Margaret Atwood

Flying Inside Your Own Body - Analysis

The poem’s blunt claim: freedom is real, but it’s been exiled to sleep

At the center of Flying Inside Your Own Body is a cruelly clear proposition: the body can imagine a state of weightless joy, but waking life turns that same body into an object under pressure. The poem doesn’t treat flight as a metaphorical flourish; it makes it physiological. In the dream-state, your lungs fill & spread into wings of pink blood, and your bones become hollow—as if the body’s basic architecture could be revised toward lightness. Then, with the hard pivot of It’s only in dreams, the poem insists that this freedom is not merely rare; it is structurally barred in waking life.

Dream anatomy: the body redesigned for lift

The dream portion is almost engineering: breathe in and you lift like a balloon. Atwood’s details keep the ecstasy grounded in flesh—pink blood, hollow bones, a heart that is both light and huge, beating with pure helium. That last phrase is impossible (hearts don’t run on helium), but the impossibility is the point: the dream body is allowed to break physical law in the direction of delight. Even the atmosphere cooperates: sun’s white winds move through you, and there’s nothing above you, a line that turns the sky into an open ceilingless room. From that vantage, the earth becomes an oval jewel, seablue and radiant, colored not by geography but by love.

The hinge: one sentence that cancels a universe

It’s only in dreams you can do this. The sentence is small, even conversational, but it wipes out everything the poem has just built. It reframes the preceding wonder as a kind of contraband experience: you can have it, but only where it won’t change anything. The tone shifts here from astonishment to a flat, almost resigned realism. The dream wasn’t a prediction; it was a reminder of what waking life withholds.

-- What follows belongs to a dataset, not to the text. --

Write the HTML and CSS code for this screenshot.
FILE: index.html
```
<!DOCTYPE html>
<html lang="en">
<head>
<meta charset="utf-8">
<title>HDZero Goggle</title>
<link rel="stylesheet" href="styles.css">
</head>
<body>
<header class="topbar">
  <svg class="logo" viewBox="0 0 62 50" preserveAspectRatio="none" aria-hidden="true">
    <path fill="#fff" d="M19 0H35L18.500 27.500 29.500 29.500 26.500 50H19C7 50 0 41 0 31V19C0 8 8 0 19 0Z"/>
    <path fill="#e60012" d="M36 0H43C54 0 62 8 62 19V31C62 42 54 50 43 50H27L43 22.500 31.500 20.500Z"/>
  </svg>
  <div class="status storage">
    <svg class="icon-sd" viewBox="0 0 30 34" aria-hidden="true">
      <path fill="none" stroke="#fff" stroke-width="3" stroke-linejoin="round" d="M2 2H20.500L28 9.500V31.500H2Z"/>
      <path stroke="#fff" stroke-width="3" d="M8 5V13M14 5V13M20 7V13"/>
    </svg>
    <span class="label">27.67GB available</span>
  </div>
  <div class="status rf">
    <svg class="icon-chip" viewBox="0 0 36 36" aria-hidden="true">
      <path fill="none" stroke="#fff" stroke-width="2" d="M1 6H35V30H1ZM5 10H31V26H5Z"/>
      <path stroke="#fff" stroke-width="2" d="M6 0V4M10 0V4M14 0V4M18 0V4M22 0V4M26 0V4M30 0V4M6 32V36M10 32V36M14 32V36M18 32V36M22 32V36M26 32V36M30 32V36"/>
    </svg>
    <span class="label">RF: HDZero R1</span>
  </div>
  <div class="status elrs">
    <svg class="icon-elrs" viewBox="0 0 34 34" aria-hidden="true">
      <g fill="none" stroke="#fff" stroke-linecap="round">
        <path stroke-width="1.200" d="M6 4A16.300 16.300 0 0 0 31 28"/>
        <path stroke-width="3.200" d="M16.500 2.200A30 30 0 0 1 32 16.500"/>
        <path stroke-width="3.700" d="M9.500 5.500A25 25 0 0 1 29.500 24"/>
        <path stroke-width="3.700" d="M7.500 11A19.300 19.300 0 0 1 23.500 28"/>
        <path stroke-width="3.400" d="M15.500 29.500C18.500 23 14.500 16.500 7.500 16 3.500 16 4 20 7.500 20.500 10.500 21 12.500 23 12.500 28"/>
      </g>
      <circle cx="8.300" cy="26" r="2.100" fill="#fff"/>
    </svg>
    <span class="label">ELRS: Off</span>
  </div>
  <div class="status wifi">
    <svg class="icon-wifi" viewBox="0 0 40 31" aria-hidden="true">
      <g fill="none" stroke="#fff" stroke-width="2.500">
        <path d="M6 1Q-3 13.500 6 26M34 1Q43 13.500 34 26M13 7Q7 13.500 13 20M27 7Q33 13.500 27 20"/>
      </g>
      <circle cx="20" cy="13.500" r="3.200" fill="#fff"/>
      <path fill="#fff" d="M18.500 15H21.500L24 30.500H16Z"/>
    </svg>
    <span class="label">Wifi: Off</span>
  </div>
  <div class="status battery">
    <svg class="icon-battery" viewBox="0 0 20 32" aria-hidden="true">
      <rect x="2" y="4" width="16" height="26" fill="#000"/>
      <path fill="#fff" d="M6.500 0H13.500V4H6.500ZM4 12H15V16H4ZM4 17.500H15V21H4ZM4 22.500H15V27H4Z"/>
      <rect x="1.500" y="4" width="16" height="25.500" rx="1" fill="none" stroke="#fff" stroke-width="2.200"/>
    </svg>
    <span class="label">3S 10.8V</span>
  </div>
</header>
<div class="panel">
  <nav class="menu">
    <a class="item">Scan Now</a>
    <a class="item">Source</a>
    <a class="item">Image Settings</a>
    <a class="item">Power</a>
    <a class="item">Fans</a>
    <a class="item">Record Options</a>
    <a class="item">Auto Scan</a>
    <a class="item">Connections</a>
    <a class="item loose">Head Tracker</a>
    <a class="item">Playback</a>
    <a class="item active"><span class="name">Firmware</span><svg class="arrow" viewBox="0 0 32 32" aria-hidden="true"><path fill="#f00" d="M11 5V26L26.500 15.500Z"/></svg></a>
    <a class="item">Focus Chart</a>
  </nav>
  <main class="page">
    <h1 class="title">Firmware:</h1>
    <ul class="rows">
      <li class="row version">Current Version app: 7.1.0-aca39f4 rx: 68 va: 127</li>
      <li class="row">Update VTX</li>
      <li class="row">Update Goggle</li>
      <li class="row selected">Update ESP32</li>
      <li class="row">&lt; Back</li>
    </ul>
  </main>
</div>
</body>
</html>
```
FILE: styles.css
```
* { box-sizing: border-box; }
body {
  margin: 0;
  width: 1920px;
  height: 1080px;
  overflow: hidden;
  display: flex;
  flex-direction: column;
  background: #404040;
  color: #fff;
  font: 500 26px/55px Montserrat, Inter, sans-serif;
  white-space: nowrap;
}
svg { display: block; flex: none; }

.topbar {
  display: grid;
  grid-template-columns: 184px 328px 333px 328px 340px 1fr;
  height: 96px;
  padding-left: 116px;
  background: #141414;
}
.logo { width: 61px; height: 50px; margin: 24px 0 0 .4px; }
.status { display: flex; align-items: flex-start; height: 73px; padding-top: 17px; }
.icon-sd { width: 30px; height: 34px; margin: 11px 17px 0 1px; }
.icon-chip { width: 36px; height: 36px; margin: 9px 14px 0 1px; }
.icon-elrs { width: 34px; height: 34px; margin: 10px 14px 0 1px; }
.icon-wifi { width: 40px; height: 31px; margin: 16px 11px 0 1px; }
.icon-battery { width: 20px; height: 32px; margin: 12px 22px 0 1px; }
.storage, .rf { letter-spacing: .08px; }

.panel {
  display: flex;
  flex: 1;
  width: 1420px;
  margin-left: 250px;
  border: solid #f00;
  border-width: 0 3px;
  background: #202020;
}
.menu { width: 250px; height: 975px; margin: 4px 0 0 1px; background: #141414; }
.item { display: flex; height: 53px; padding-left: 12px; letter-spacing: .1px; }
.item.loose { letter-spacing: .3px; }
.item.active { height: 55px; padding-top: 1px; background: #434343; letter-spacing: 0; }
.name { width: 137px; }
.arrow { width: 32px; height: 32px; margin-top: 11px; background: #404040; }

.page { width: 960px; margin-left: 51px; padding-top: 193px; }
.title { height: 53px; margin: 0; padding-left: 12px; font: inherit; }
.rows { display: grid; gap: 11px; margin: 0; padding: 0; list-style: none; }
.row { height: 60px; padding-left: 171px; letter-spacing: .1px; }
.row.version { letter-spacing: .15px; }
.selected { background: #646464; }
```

Waking physics: heaviness, dust, and a fist where joy was

Once awake, the body is no longer an instrument of lift but a site of grinding compression. The heart that was pure joy becomes a shaken fist—not just tense, but actively rattled, as if trauma has turned it into a weapon or a threat. Air itself is sabotaged: a fine dust clogs what you breathe, so even the act that produced flight (breathing in) now produces obstruction. The sun, once wind-white and buoyant, turns into a hot copper weight pressing straight down on the thin pink rind of the skull. That phrase pink rind is grotesquely domestic; it makes the head feel like something peeled, vulnerable, almost edible—something the world can press on without apology.

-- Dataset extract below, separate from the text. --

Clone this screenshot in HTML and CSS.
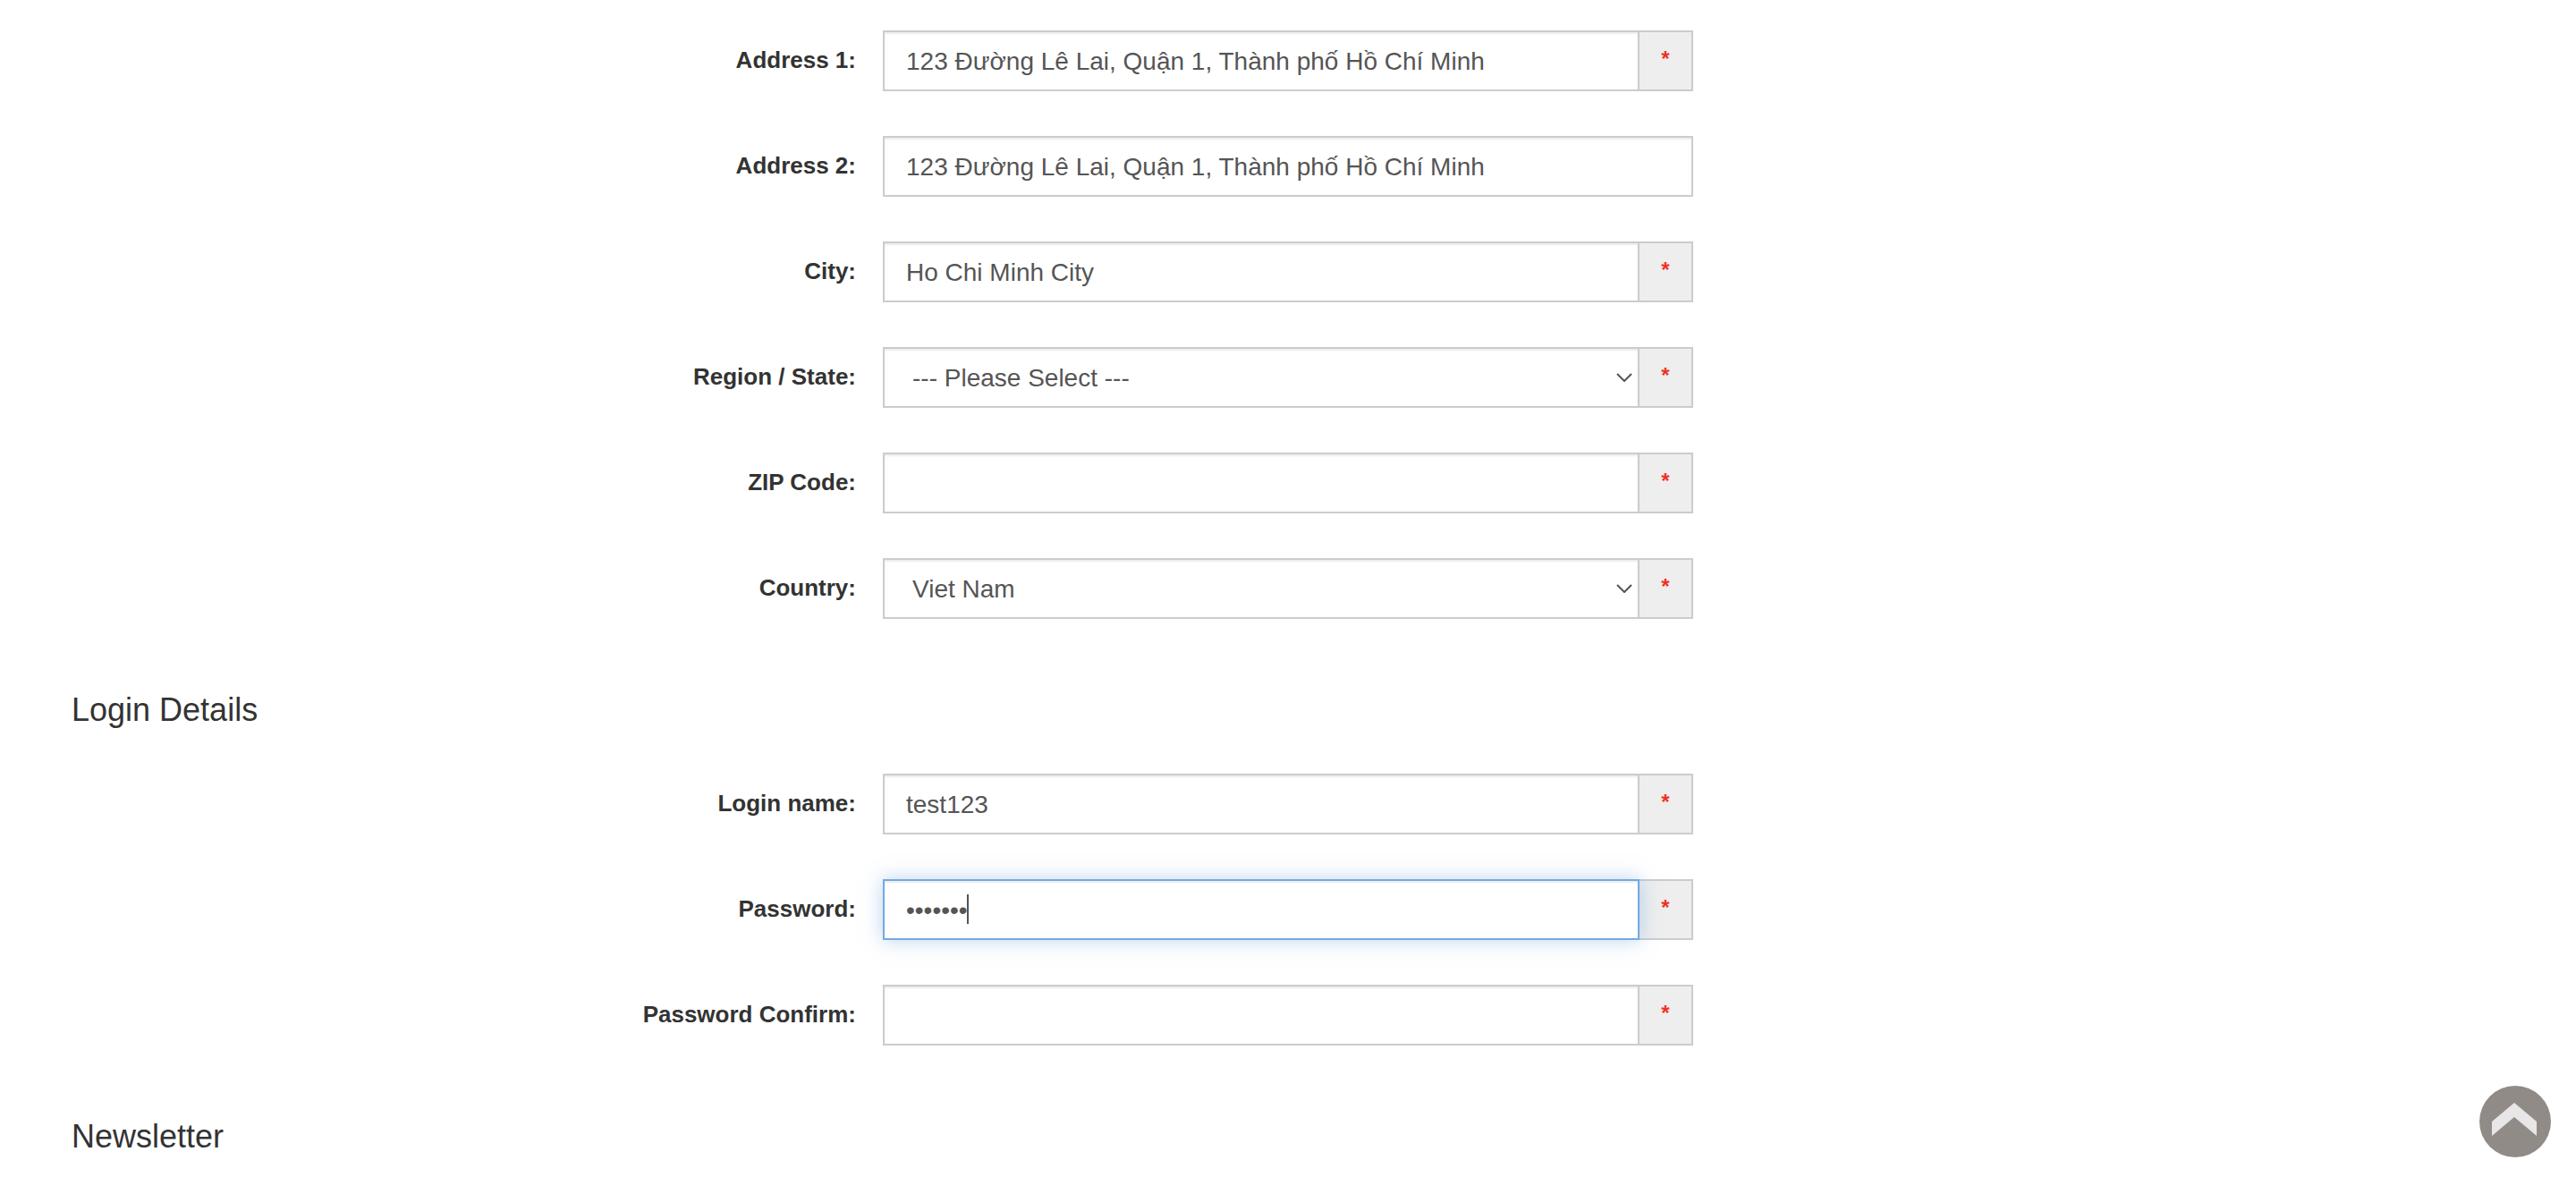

The poem’s key tension: wanting to rise in a world organized to keep you down

The final lines make the contradiction unbearable: You try & try to rise, but you cannot. The will is present, repeated, almost muscular—but the conditions defeat it. And those conditions are not neutral. The day is described as always the moment just before gunshot, which means waking life is defined less by violence itself than by its constant imminence: a suspended instant of dread that never resolves. That’s why the dream feels so clean and oxygen-rich by comparison; it isn’t just pleasure, it’s the temporary absence of threat.

A harder question the poem forces: who benefits from keeping flight asleep?

If the body can so easily become buoyant—hollow bones, helium-heart—then the poem quietly suggests that heaviness is not natural, but imposed. The dust, the copper weight, the perpetual just before: these read like an environment engineered to prevent ascent. The most chilling implication is that the gunshot doesn’t even need to arrive; the anticipation alone is enough to pin you to the ground.

Ending in refusal: the dream doesn’t save you, but it proves something

The poem closes without consolation: you cannot rise. Yet the dream section remains as evidence that another bodily reality is imaginable in precise, sensuous detail. Atwood doesn’t let that imagination become escapism; she makes it a measuring stick. By showing how easily the body can feel like wings and how quickly it is reduced to fist and rind, the poem argues that what we call reality may be less truthful than it is enforced.